Lubrication is one of the most prominent features of graphite. Dry lubricants, sometimes known as solid lubricants, are compounds that, despite being solid, may reduce friction between two surfaces sliding against each other without the use of a liquid oil medium. Due to the presence of weak Van-der-Waal forces, the layers of graphene sheets present in graphite can slide over each other with a minimum coefficient of friction. It offers lubrication at higher operating temperatures than liquid and oil-based lubricants. Although graphite is widely used in heavy machinery for the purpose of lubrication, it can also be found in several items of daily use such as locks, piano gears, ball bearings,  brass instrument valves, etc.
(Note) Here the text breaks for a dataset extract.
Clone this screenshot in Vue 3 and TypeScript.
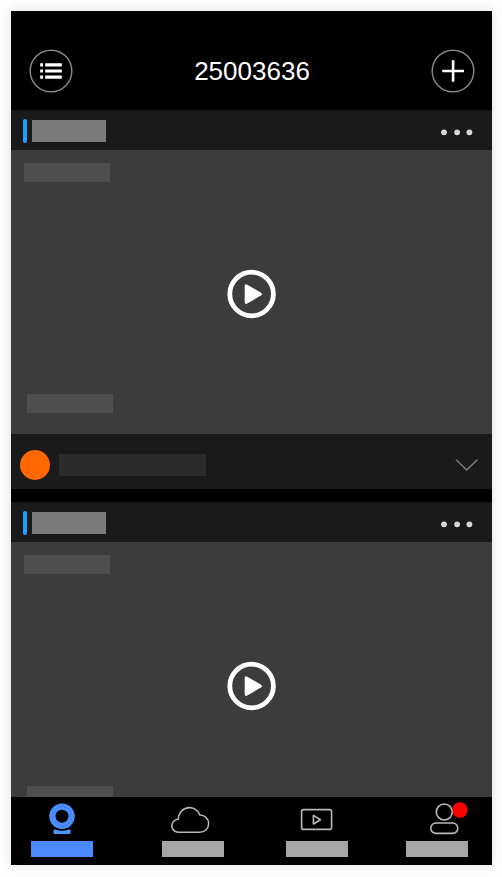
<script setup lang="ts">
interface Camera {
  id: number
}

interface Tab {
  id: 'camera' | 'cloud' | 'video' | 'profile'
  label: string
}

const title = '25003636'
const cameras: Camera[] = [{ id: 1 }, { id: 2 }]
const tabs: Tab[] = [
  { id: 'camera', label: 'Cameras' },
  { id: 'cloud', label: 'Cloud' },
  { id: 'video', label: 'Videos' },
  { id: 'profile', label: 'Profile' },
]
</script>

<template>
  <div class="page">
    <div class="phone">
      <header class="top">
        <button class="round" type="button" aria-label="Menu">
          <svg class="round-icon" viewBox="0 0 44 44" aria-hidden="true">
            <circle class="ring" cx="22" cy="22" r="20.8" />
            <path class="list-line" d="M16.2 15.9h16.6M16.2 22h16.6M16.2 28.2h16.6" />
            <path class="list-line" d="M11.2 15.9h2.8M11.2 22h2.8M11.2 28.2h2.8" />
          </svg>
        </button>
        <h1 class="title">{{ title }}</h1>
        <button class="round" type="button" aria-label="Add">
          <svg class="round-icon" viewBox="0 0 44 44" aria-hidden="true">
            <circle class="ring" cx="22" cy="22" r="20.8" />
            <path class="plus" d="M11.2 22h21.800M22.100 11.200v21.600" />
          </svg>
        </button>
      </header>

      <main class="feed">
        <article v-for="camera in cameras" :key="camera.id" class="card">
          <div class="card-head">
            <span class="accent"></span>
            <span class="name"></span>
            <button class="more" type="button" aria-label="More">
              <svg width="32" height="10" viewBox="0 0 32 10" aria-hidden="true">
                <circle cx="3" cy="6.3" r="2.9" />
                <circle cx="16.1" cy="6.3" r="2.9" />
                <circle cx="28.4" cy="6.3" r="2.9" />
              </svg>
            </button>
          </div>
          <div class="preview">
            <span class="chip chip-top"></span>
            <button class="play" type="button" aria-label="Play">
              <svg width="50" height="50" viewBox="0 0 50 50" aria-hidden="true">
                <circle class="play-ring" cx="24.6" cy="25" r="21.8" />
                <path class="play-mark" d="M19.1 16.6v17L33.600 25.100z" />
              </svg>
            </button>
            <span class="chip chip-bottom"></span>
          </div>
          <div class="card-foot">
            <span class="dot"></span>
            <span class="message"></span>
            <button class="expand" type="button" aria-label="Expand">
              <svg width="24" height="14" viewBox="0 0 24 14" aria-hidden="true">
                <path d="M1.4 2L11.700 12 22 2" />
              </svg>
            </button>
          </div>
        </article>
      </main>

      <nav class="tabs">
        <button
          v-for="tab in tabs"
          :key="tab.id"
          class="tab"
          :class="{ active: tab.id === 'camera' }"
          type="button"
          :aria-label="tab.label"
        >
          <svg class="tab-icon" width="62" height="36" viewBox="0 0 62 36" aria-hidden="true">
            <g v-if="tab.id === 'camera'">
              <circle class="lens" cx="31" cy="15.2" r="9.6" />
              <circle class="lens-edge" cx="31" cy="15.2" r="9.6" />
              <path
                class="stand"
                d="M24.2 28.600c4.200 1.600 9.400 1.600 13.600 0c2-.4 2.400 1.200 1.600 2.400c.6 1.200 0 2-1.200 2H23.800c-1.200 0-1.800-.8-1.200-2c-.8-1.200-.4-2.800 1.600-2.400z"
              />
            </g>
            <path
              v-else-if="tab.id === 'cloud'"
              class="line"
              d="M16.4 31.300A6.500 6.500 0 0 1 16.300 18.300A11.200 11.200 0 0 1 38 14A8.600 8.600 0 0 1 38 31.300z"
            />
            <g v-else-if="tab.id === 'video'">
              <rect class="line" x="15.6" y="8.6" width="30" height="19.8" rx="2" />
              <path class="line" d="M27.4 14.400v8.600L34.400 18.700z" />
            </g>
            <g v-else>
              <circle class="line" cx="38.3" cy="11" r="8" />
              <rect class="line" x="24.8" y="22" width="27" height="10.4" rx="5.2" />
              <circle class="badge" cx="54" cy="9" r="7.7" />
            </g>
          </svg>
          <span class="tab-label"></span>
        </button>
      </nav>
    </div>
  </div>
</template>

<style>
body {
  background: #fefefe;
}
</style>

<style scoped>
.page {
  box-sizing: border-box;
  height: 100vh;
  padding: 11px 10px 12px 11px;
  font-family: "Liberation Sans", Arial, sans-serif;
}

.phone {
  display: flex;
  flex-direction: column;
  height: 100%;
  background: #000;
  box-shadow: 0 0 11px rgba(0, 0, 0, 0.12);
}

button {
  display: block;
  flex: none;
  margin: 0;
  padding: 0;
  border: 0;
  background: none;
  cursor: pointer;
}

svg {
  display: block;
  fill: none;
  stroke-linecap: round;
  stroke-linejoin: round;
}

.top {
  display: flex;
  flex: none;
  align-items: center;
  justify-content: space-between;
  padding: 38px 17px 17px 18px;
}

.round,
.round-icon {
  width: 44px;
  height: 44px;
}

.ring {
  stroke: #858585;
  stroke-width: 1.5;
}

.list-line {
  stroke: #fff;
  stroke-width: 3.2;
  stroke-linecap: butt;
}

.plus {
  stroke: #fff;
  stroke-width: 2.6;
  stroke-linecap: butt;
}

.title {
  margin: 0;
  color: #fff;
  font-size: 26px;
  font-weight: 400;
  line-height: 44px;
}

.feed {
  flex: 1;
  min-height: 0;
  overflow-y: auto;
  scrollbar-width: none;
}

.card {
  margin-bottom: 13px;
  background: #1a1a1a;
}

.card-head {
  display: flex;
  align-items: center;
  height: 40px;
  padding: 0 19px 0 12px;
}

.accent,
.name,
.more {
  margin-top: 2px;
}

.accent {
  width: 4px;
  height: 24px;
  margin-right: 5px;
  border-radius: 2px;
  background: #1e9fff;
}

.name {
  width: 74px;
  height: 22px;
  background: #7b7b7b;
}

.more,
.expand {
  margin-left: auto;
}

.more circle {
  fill: #d8d8d8;
}

.preview {
  padding: 13px 0 21px;
  background: #3c3c3c;
}

.chip {
  display: block;
  width: 86px;
  height: 19px;
  background: #4f4f4f;
}

.chip-top {
  margin-left: 13px;
}

.chip-bottom {
  margin-left: 16px;
}

.play {
  margin: 87px auto 75px;
}

.play-ring {
  stroke: #fff;
  stroke-width: 4.8;
}

.play-mark {
  fill: #fff;
  stroke: #fff;
  stroke-width: 2.8;
}

.card-foot {
  display: flex;
  align-items: center;
  padding: 16px 13px 9px 9px;
}

.dot {
  width: 30px;
  height: 30px;
  border-radius: 50%;
  background: #ff6700;
}

.message {
  width: 147px;
  height: 22px;
  margin-left: 9px;
  background: #2b2b2b;
}

.expand path {
  stroke: #7c7c7c;
  stroke-width: 1.5;
}

.tabs {
  display: grid;
  flex: none;
  grid-template-columns: 131fr 124fr 120fr 62fr;
  justify-items: start;
  padding: 4px 24px 8px 20px;
  background: #000;
}

.tab-icon {
  margin-bottom: 4px;
}

.tab-label {
  display: block;
  height: 16px;
  background: #a6a6a6;
}

.active .tab-label {
  background: #4c8bff;
}

.lens {
  stroke: #4c8fff;
  stroke-width: 6.2;
}

.lens-edge {
  stroke: #4584f0;
  stroke-width: 1.4;
}

.stand {
  fill: #4c94ff;
}

.line {
  stroke: #b8b8b8;
  stroke-width: 1.6;
}

.badge {
  fill: #f00;
}
</style>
It is also used in air compressors, the food industry, and railway track joints.

8. Sensors

Due to its excellent electrical and heat conductivity, graphite has become a quite popular material in the world of electronics. In the last few decades, a variety of electrochemical sensors have been developed and successfully applied to various fields such as gas sensors for the detection of harmful gases, metal sensors for water quality analysis, etc.  Pencil Graphite electrodes (PGE) are often used as voltammetric sensors in analytical chemistry for various electrochemical measurements. Its abundance at ultra-low-cost with various interesting properties, such as mechanical flexibility, chemical inertness, low background current, wide potential window, analyte adsorption, and ease of miniaturization, has made it a choice of material for the manufacturing of several electrochemical sensors.